Why do traditional retail reports fail to improve inventory outcomes?
Traditional retail reporting often mirrors organizational silos. Merchandising tracks assortment performance, supply chain tracks inbound flow, stores track on-shelf availability, finance tracks inventory value, and ecommerce tracks digital demand. Each function may be correct within its own lens, yet the business still lacks a unified model for decision-making. When reports are disconnected, executives cannot distinguish between a demand issue, a replenishment issue, a data quality issue, or a store execution issue.
This matters because inventory is not only a supply chain asset. It is a working capital decision, a customer experience decision, and a margin protection decision. Reporting models that focus only on historical sales or current stock balances miss the operational drivers that determine whether inventory is productive. Better models combine lagging indicators such as sell-through and gross margin with leading indicators such as forecast variance, supplier reliability, transfer latency, promotion lift assumptions, and exception aging.
What should an enterprise retail reporting model actually measure?
The most effective reporting models are built around business questions, not report templates. Executives need to know where inventory is trapped, where demand is accelerating, which locations are underperforming due to execution gaps, and which decisions require intervention today.

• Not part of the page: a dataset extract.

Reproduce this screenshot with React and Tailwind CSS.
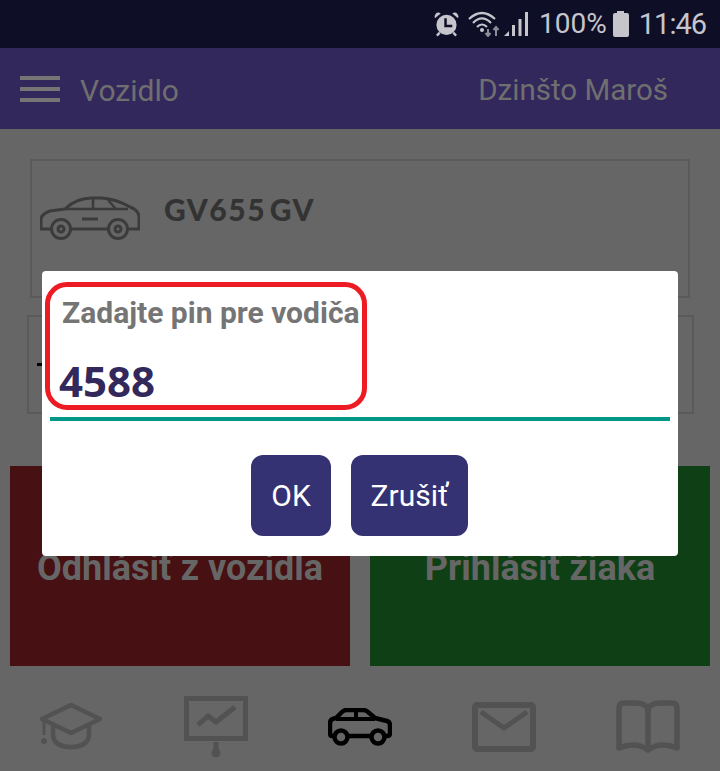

That means the reporting model should align to four layers: inventory health, demand and replenishment performance, operational execution, and financial impact.
| Reporting layer | Core business question | Representative measures | Primary decision owner |
|---|---|---|---|
| Inventory health | Is inventory positioned productively? | Weeks of supply, stock cover, aging, inventory turns, excess and obsolete exposure | COO, merchandising, finance |
| Demand and replenishment | Are we matching supply to real demand? | Forecast variance, fill rate, lead time adherence, reorder effectiveness, transfer success | Supply chain, planning, category leaders |
| Operational execution | Are stores, warehouses, and channels executing correctly? | On-shelf availability, receiving delays, cycle count variance, pick accuracy, exception aging | Store operations, distribution, regional operations |
| Financial impact | What is the margin and cash consequence? | Markdown exposure, carrying cost risk, lost sales risk, gross margin return on inventory logic | CEO, CFO, business unit leaders |
This layered approach changes the conversation. Instead of asking whether inventory is high or low, leaders ask whether inventory is productive, whether replenishment logic is aligned to channel demand, and whether execution failures are distorting the picture. That is the difference between reporting for visibility and reporting for action.
How should retailers structure reporting by decision horizon?
One of the most overlooked design choices is time horizon. Retailers often overload one dashboard with strategic, tactical, and operational metrics, which creates confusion. A better model separates reporting into three decision horizons. Daily operational reporting should surface urgent exceptions such as stockouts, delayed receipts, transfer failures, and store-level anomalies. Weekly tactical reporting should evaluate category performance, replenishment effectiveness, and promotional inventory readiness. Monthly and quarterly strategic reporting should address assortment productivity, network inventory posture, supplier performance trends, and capital efficiency.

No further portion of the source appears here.